Kinetics and mechanism of the stereochemical isomerization of an arene-ruthenium complex of the atropisomeric ligand 1,1′-biphenyl-2,2′-diamine

(eta(6)-Benzene)(delta/lambda-1,1'-biphenyl-2,2'-diamine)chlorometal(II) hexafluorophosphate (1; metal ruthenium, osmium) have been synthesized. The rigid nature of the seven-membered chelate ring formed by the 1,1'-biphenyl-2,2'-diamine (dabp) ligand renders the complexes chiral. The resulting C-1 molecular symmetry of 1 (M=Ru) that we have observed in the solid state by single-crystal X-ray crystallography is preserved in solution on the NMR time scale.
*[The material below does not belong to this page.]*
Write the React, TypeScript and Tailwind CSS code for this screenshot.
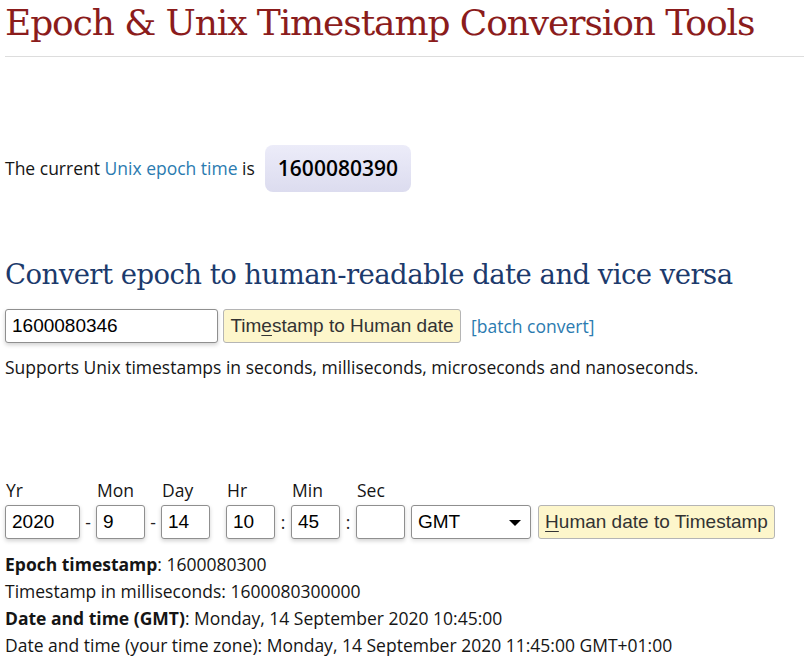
import React from "react";

function Field({ label, value, w }: { label: string; value: string; w: string }) {
  return (
    <div className="flex flex-col">
      <div className="h-[24px] leading-[19px] pl-[1px]">{label}</div>
      <div
        className={`${w} h-[34px] border border-[#8f8f8f] rounded-[3px] bg-white shadow-[0_2px_4px_rgba(0,0,0,0.18)] flex items-center pl-[6px] text-[19px] font-['Liberation_Sans',sans-serif] text-black`}
      >
        {value}
      </div>
    </div>
  );
}

function Sep({ ch }: { ch: string }) {
  return (
    <div className="flex flex-col">
      <div className="h-[24px]" />
      <div className="h-[34px] flex items-center justify-center w-[16px] text-[#222]">{ch}</div>
    </div>
  );
}

export default function App() {
  return (
    <div className="w-[804px] h-[660px] overflow-hidden bg-white pl-[5px] text-[#151515] font-['Open_Sans',sans-serif] text-[17.5px]">
      <h1 className="h-[57px] border-b border-[#dddddd] text-[36px] leading-[46px] text-[#8b1c1c] font-['DejaVu_Serif',serif] tracking-[-1.1px] whitespace-nowrap">
        Epoch &amp; Unix Timestamp Conversion Tools
      </h1>

      <div className="mt-[88px] flex items-center h-[47px]">
        <span>
          The current <span className="text-[#2b7bb0]">Unix epoch time</span> is
        </span>
        <div className="ml-[10px] h-[47px] px-[13px] rounded-[8px] bg-gradient-to-b from-[#ececf9] to-[#dcdcef] flex items-center text-[21px] font-semibold text-black">
          1600080390
        </div>
      </div>

      <h2 className="mt-[64px] text-[27.5px] leading-[36px] text-[#1c3a6c] font-['DejaVu_Serif',serif] tracking-[-0.55px] whitespace-nowrap">
        Convert epoch to human-readable date and vice versa
      </h2>

      <div className="mt-[17px] flex items-center h-[34px]">
        <div className="w-[213px] h-[34px] border border-[#8f8f8f] rounded-[3px] bg-white shadow-[0_2px_4px_rgba(0,0,0,0.18)] flex items-center pl-[6px] text-[19px] font-['Liberation_Sans',sans-serif] text-black">
          1600080346
        </div>
        <div className="ml-[5px] w-[238px] h-[34px] border border-[#b5b5b5] rounded-[3px] bg-[#fdf6cb] flex items-center justify-center text-[19px] font-['Liberation_Sans',sans-serif] text-[#333]">
          Tim<span className="underline underline-offset-[3px]">e</span>stamp to Human date
        </div>
        <span className="ml-[10px] text-[#2b7bb0]">[batch convert]</span>
      </div>

      <div className="mt-[12px] leading-[24px]">
        Supports Unix timestamps in seconds, milliseconds, microseconds and nanoseconds.
      </div>

      <div className="mt-[102px] flex items-end">
        <Field label="Yr" value="2020" w="w-[75px]" />
        <Sep ch="-" />
        <Field label="Mon" value="9" w="w-[49px]" />
        <Sep ch="-" />
        <Field label="Day" value="14" w="w-[49px]" />
        <div className="w-[16px]" />
        <Field label="Hr" value="10" w="w-[49px]" />
        <Sep ch=":" />
        <Field label="Min" value="45" w="w-[49px]" />
        <Sep ch=":" />
        <Field label="Sec" value="" w="w-[49px]" />
        <div className="ml-[6px] w-[120px] h-[34px] border border-[#8f8f8f] rounded-[3px] bg-white shadow-[0_2px_4px_rgba(0,0,0,0.12)] flex items-center justify-between pl-[6px] pr-[9px] text-[19px] font-['Liberation_Sans',sans-serif] text-black">
          <span>GMT</span>
          <span className="w-0 h-0 border-l-[6px] border-r-[6px] border-t-[6px] border-l-transparent border-r-transparent border-t-black mt-[2px]" />
        </div>
        <div className="ml-[7px] w-[237px] h-[34px] border border-[#b5b5b5] rounded-[3px] bg-[#fdf6cb] flex items-center justify-center text-[19px] font-['Liberation_Sans',sans-serif] text-[#333]">
          <span className="underline underline-offset-[3px]">H</span>uman date to Timestamp
        </div>
      </div>

      <div className="mt-[12px] leading-[27px]">
        <div>
          <b>Epoch timestamp</b>: 1600080300
        </div>
        <div>Timestamp in milliseconds: 1600080300000</div>
        <div>
          <b>Date and time (GMT)</b>: Monday, 14 September 2020 10:45:00
        </div>
        <div>Date and time (your time zone): Monday, 14 September 2020 11:45:00 GMT+01:00</div>
      </div>
    </div>
  );
}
The four N-H protons of 1 (M=Ru,Os) are chemically inequivalent in the H-1 NMR spectrum at 20 degrees C. Spin-perturbation NMR experiments in acetone solutions reveal pairwise exchange of the resonances that correspond to the N-H protons on the spin-relaxation time scale. The three mechanisms that would account for such an exchange (atropisomerization of the dabp ligand, inversion of stereochemistry at the metal center, and simultaneous inversion of the stereochemistry at the metal and the ligand) are distinguishable, provided a proper assignment of the four N-H protons can be made in the NMR spectra. Having made that assignment, we conclude from 2D EXSY NMR spectroscopy that the mechanism of exchange is inversion of stereochemistry at the dabp ligand center. This observation contrasts with previous reports that conformational isomers of dabp can be resolved.